Qu'en est-il en 2009 ? La tendance se serait renversée. Les hedge funds dans leur ensemble auraient enregistré des gains de 16,7% au cours des 10 premiers mois de 2009, selon l'institut Hedge Fund Research (HFR). Les investisseurs, qui avaient retiré 154 milliards de dollars en 2008 et 146 milliards au premier semestre 2009, ont commencé à revenir avec un apport net de 1 milliard de dollars au deuxième semestre 2009. Le rythme des liquidations a également ralenti. HFR estime que les créations de hedge funds ont surpassé les fermetures à partir du troisième trimestre 2009. Comme l'expliquait Michel Aglietta, conseiller au Cepii, "les hedge funds sont en effet capables de renaître très rapidement : ce sont des entités privées, qui peuvent se créer à peu de frais, et même sans se déclarer aux Etats-Unis."
Pour autant, "les gains records des 25 gérants les mieux payés font figure d'exception", relativise Sandra Rigod. Après tout, on compte plus de 6000 fonds spéculatifs dans le monde." La plupart des gérants ont eu du mal à afficher des gains, rapporte le New York Times. Les écarts se creusent entre les gagnants et les perdants de l'industrie.

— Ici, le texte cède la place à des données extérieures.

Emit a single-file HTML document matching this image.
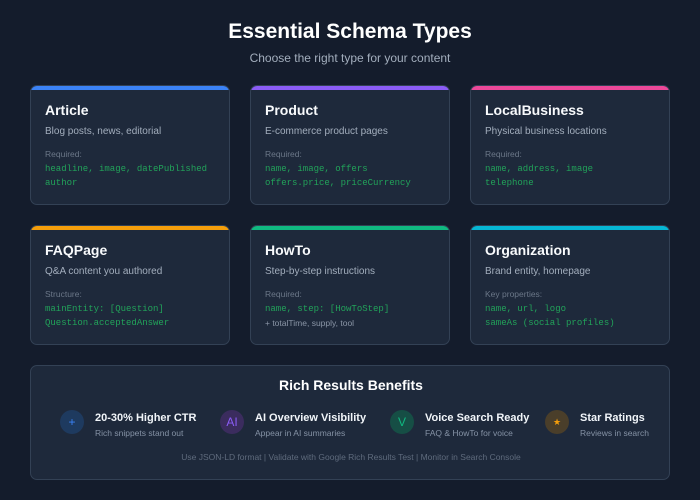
<!DOCTYPE html>
<html><head><style>
*{margin:0;padding:0;box-sizing:border-box}
body{width:700px;height:500px;background:#141c2c;font-family:"Liberation Sans","DejaVu Sans",sans-serif;position:relative;overflow:hidden;color:#f1f5f9}
.abs{position:absolute}
.card{position:absolute;width:200px;height:120px;background:#1e293b;border:1px solid #334155;border-radius:7px;overflow:hidden}
.bar{position:absolute;left:0;top:0;right:0;height:4px}
.t{position:absolute;left:14px;top:16px;font-size:14px;font-weight:bold;color:#f8fafc}
.d{position:absolute;left:14px;top:40px;font-size:10px;color:#a3aebd}
.l{position:absolute;left:14px;top:63px;font-size:8.5px;color:#6b7788}
.c{position:absolute;left:14px;font-family:"Liberation Mono",monospace;font-size:9px;color:#22a35a}
.c1{top:78px}.c2{top:92px}
.p{position:absolute;left:14px;top:92px;font-size:8.5px;color:#8a95a6}
.ic{position:absolute;width:24px;height:24px;border-radius:50%;text-align:center;line-height:24px;font-size:12px}
.bt{position:absolute;font-size:11px;font-weight:bold;color:#f1f5f9}
.bs{position:absolute;font-size:8.5px;color:#8592a5}
</style></head><body>
<div class="abs" style="left:0;width:700px;top:20px;text-align:center;font-size:21px;font-weight:bold;color:#fff">Essential Schema Types</div>
<div class="abs" style="left:0;width:700px;top:51px;text-align:center;font-size:12px;color:#a3aebd">Choose the right type for your content</div>

<div class="card" style="left:30px;top:85px"><div class="bar" style="background:#3b82f6"></div><div class="t">Article</div><div class="d">Blog posts, news, editorial</div><div class="l">Required:</div><div class="c c1">headline, image, datePublished</div><div class="c c2">author</div></div>
<div class="card" style="left:250px;top:85px"><div class="bar" style="background:#8b5cf6"></div><div class="t">Product</div><div class="d">E-commerce product pages</div><div class="l">Required:</div><div class="c c1">name, image, offers</div><div class="c c2">offers.price, priceCurrency</div></div>
<div class="card" style="left:470px;top:85px"><div class="bar" style="background:#ec4899"></div><div class="t">LocalBusiness</div><div class="d">Physical business locations</div><div class="l">Required:</div><div class="c c1">name, address, image</div><div class="c c2">telephone</div></div>

<div class="card" style="left:30px;top:225px"><div class="bar" style="background:#f59e0b"></div><div class="t">FAQPage</div><div class="d">Q&amp;A content you authored</div><div class="l">Structure:</div><div class="c c1">mainEntity: [Question]</div><div class="c c2">Question.acceptedAnswer</div></div>
<div class="card" style="left:250px;top:225px"><div class="bar" style="background:#10b981"></div><div class="t">HowTo</div><div class="d">Step-by-step instructions</div><div class="l">Required:</div><div class="c c1">name, step: [HowToStep]</div><div class="p">+ totalTime, supply, tool</div></div>
<div class="card" style="left:470px;top:225px"><div class="bar" style="background:#06b6d4"></div><div class="t">Organization</div><div class="d">Brand entity, homepage</div><div class="l">Key properties:</div><div class="c c1">name, url, logo</div><div class="c c2">sameAs (social profiles)</div></div>

<div class="abs" style="left:30px;top:365px;width:640px;height:115px;background:#1e293b;border:1px solid #334155;border-radius:7px">
<div class="abs" style="left:0;width:640px;top:11px;text-align:center;font-size:14px;font-weight:bold;color:#fff">Rich Results Benefits</div>
<div class="ic" style="left:29px;top:44px;background:#1e3a5f;color:#3b82f6">+</div>
<div class="bt" style="left:64px;top:46px">20-30% Higher CTR</div><div class="bs" style="left:64px;top:62px">Rich snippets stand out</div>
<div class="ic" style="left:189px;top:44px;background:#3b2c5e;color:#8b5cf6">AI</div>
<div class="bt" style="left:224px;top:46px">AI Overview Visibility</div><div class="bs" style="left:224px;top:62px">Appear in AI summaries</div>
<div class="ic" style="left:359px;top:44px;background:#164e45;color:#10b981">V</div>
<div class="bt" style="left:394px;top:46px">Voice Search Ready</div><div class="bs" style="left:394px;top:62px">FAQ &amp; HowTo for voice</div>
<div class="ic" style="left:514px;top:44px;background:#4a3e2a;color:#f59e0b;font-size:9px">★</div>
<div class="bt" style="left:549px;top:46px">Star Ratings</div><div class="bs" style="left:549px;top:62px">Reviews in search</div>
<div class="abs" style="left:0;width:640px;top:86px;text-align:center;font-size:8.5px;color:#5f6b7d">Use JSON-LD format | Validate with Google Rich Results Test | Monitor in Search Console</div>
</div>
</body></html>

Comment ont-il réussi à gagner autant ?
David Tepper, le champion de 2009, tripote toute la journée une statuette "porte bonheur" de testicules en cuivre, à en croire le Wall Street Journal. Mais ce n'est sans doute pas la seule clé de son succès. Il a aussi parié sur le redressement des banques et sur la dette du géant américain de l'assurance AIG, sauvé de la faillite par l'Etat en 2008. Selon Bloomberg, David Tepper a l'habitude de jeter un billet de 20 dollars par terre et de demander à ses collègues : "est-ce que vous le ramasseriez" ? Car pour lui, les meilleurs coups sont aussi évidents que de ramasser de l'argent trouvé par terre. En l'occurrence, quand la crise a éclaté, il était "évident" que le gouvernement n'allait ni nationaliser ni abandonner les grandes banques nationales. "Ceux qui gardent la tête froide quand les autres paniquent s'en sortent toujours bien", avance-t-il dans le New York Times. Ainsi, début 2009, il fait le plein d'actions bancaires bradées. Les parts de Bank of America ont grimpé de 330% entre février et septembre, celles de Citigroup de 223%. Et Appaloosa a gagné plus d'un milliard de dollars. Ces "golden boys" de la finance ont "simplement" profité des opportunités d'investissement générées par la dévalorisation de nombreux actifs, résume Sophie van Straelen, de Asterias, une société d'analyse sur les hedge funds.
Et ça va durer ?
Pour 2010, les salaires pourraient se tasser. "Les opportunités vont être rares car les marchés se sont redressés", assure Sophie van Straelen. En outre, face à la grogne populaire et au rôle supposé des fonds spéculatifs dans la crise grecque, les autorités politiques en Europe et aux Etats-Unis envisagent de réguler le secteur, notamment en obligerant ces fonds à être plus transparents. "La mise en place d'équipes ayant en charge la communication financière pèsera sur le rendement des fonds", explique Sandra Rigod. Il est aussi question d'imposer une taxe sur les gains, comme l'a suggéré jeudi la ministre française de l'économie Christine Lagarde. Aux Etats-Unis, la pression augmente pour traiter les gains des gérants comme des revenus et non plus comme des gains de capitaux, afin de les soumettre à une fiscalité plus lourde.